Exercise aim:
Your task is to locate every line holding the string "React" and to copy each of them.

******************************

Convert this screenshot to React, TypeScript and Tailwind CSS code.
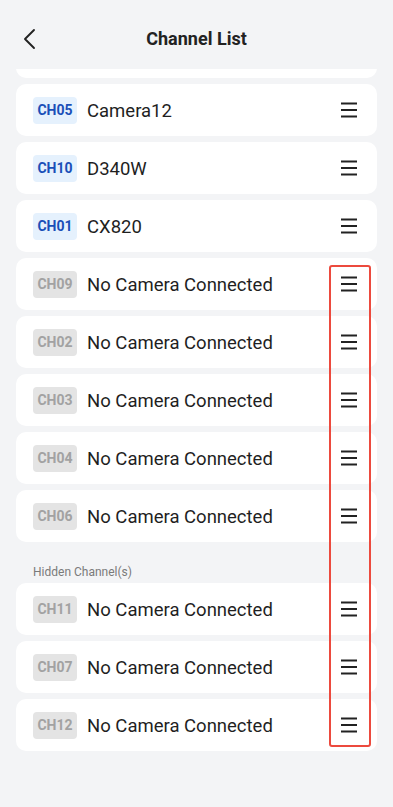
import React from 'react';

type Channel = { ch: string; name: string; active: boolean };

const visible: Channel[] = [
  { ch: 'CH05', name: 'Camera12', active: true },
  { ch: 'CH10', name: 'D340W', active: true },
  { ch: 'CH01', name: 'CX820', active: true },
  { ch: 'CH09', name: 'No Camera Connected', active: false },
  { ch: 'CH02', name: 'No Camera Connected', active: false },
  { ch: 'CH03', name: 'No Camera Connected', active: false },
  { ch: 'CH04', name: 'No Camera Connected', active: false },
  { ch: 'CH06', name: 'No Camera Connected', active: false },
];

const hidden: Channel[] = [
  { ch: 'CH11', name: 'No Camera Connected', active: false },
  { ch: 'CH07', name: 'No Camera Connected', active: false },
  { ch: 'CH12', name: 'No Camera Connected', active: false },
];

const DragHandle = () => (
  <svg width="18" height="16" viewBox="0 0 18 16" fill="none">
    <path d="M1 1.5h16M1 8h16M1 14.5h16" stroke="#222" strokeWidth="1.8" />
  </svg>
);

const ChannelRow = ({ item }: { item: Channel }) => (
  <div className="h-[52px] bg-white rounded-[10px] flex items-center pl-[17px] pr-[19px]">
    <div
      className={`w-[44px] h-[27px] rounded-[4px] flex items-center justify-center text-[14px] font-bold ${
        item.active ? 'bg-[#e5f1fd] text-[#1a4fb8]' : 'bg-[#e4e4e4] text-[#a2a2a2]'
      }`}
    >
      {item.ch}
    </div>
    <div className="ml-[10px] flex-1 text-[18.5px] leading-[22px] pt-[2px] text-[#1f1f1f]">{item.name}</div>
    <DragHandle />
  </div>
);

export default function App() {
  return (
    <div className="relative w-[393px] h-[807px] bg-[#f3f4f6] overflow-hidden" style={{ fontFamily: 'Roboto, "Noto Sans", sans-serif' }}>
      <div className="h-[69px] flex items-start relative px-[21px] pt-[28px]">
        <svg width="18" height="22" viewBox="0 0 18 22" fill="none">
          <path d="M13 2L4 11l9 9" stroke="#222" strokeWidth="1.9" strokeLinecap="round" strokeLinejoin="round" />
        </svg>
        <div className="absolute left-0 right-0 top-[28px] leading-[22px] text-center text-[18px] font-bold text-[#222] pointer-events-none">
          Channel List
        </div>
      </div>

      <div className="px-[16px]">
        <div className="h-[9px] overflow-hidden">
          <div className="h-[52px] bg-white rounded-[10px] -mt-[43px]" />
        </div>
        <div className="flex flex-col gap-[6px] mt-[6px]">
          {visible.map((c) => (
            <ChannelRow key={c.ch} item={c} />
          ))}
        </div>
        <div className="h-[41px] pl-[17px] pt-[21px] text-[12px] text-[#7a7a7a]">Hidden Channel(s)</div>
        <div className="flex flex-col gap-[6px]">
          {hidden.map((c) => (
            <ChannelRow key={c.ch} item={c} />
          ))}
        </div>
      </div>

      <div className="absolute left-[329px] top-[265px] w-[42px] h-[482px] border-[2.5px] border-[#ec4a3e] rounded-[3px] pointer-events-none" />
    </div>
  );
}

******************************

Right answer:
Convert this screenshot to React, TypeScript and Tailwind CSS code.
import React from 'react';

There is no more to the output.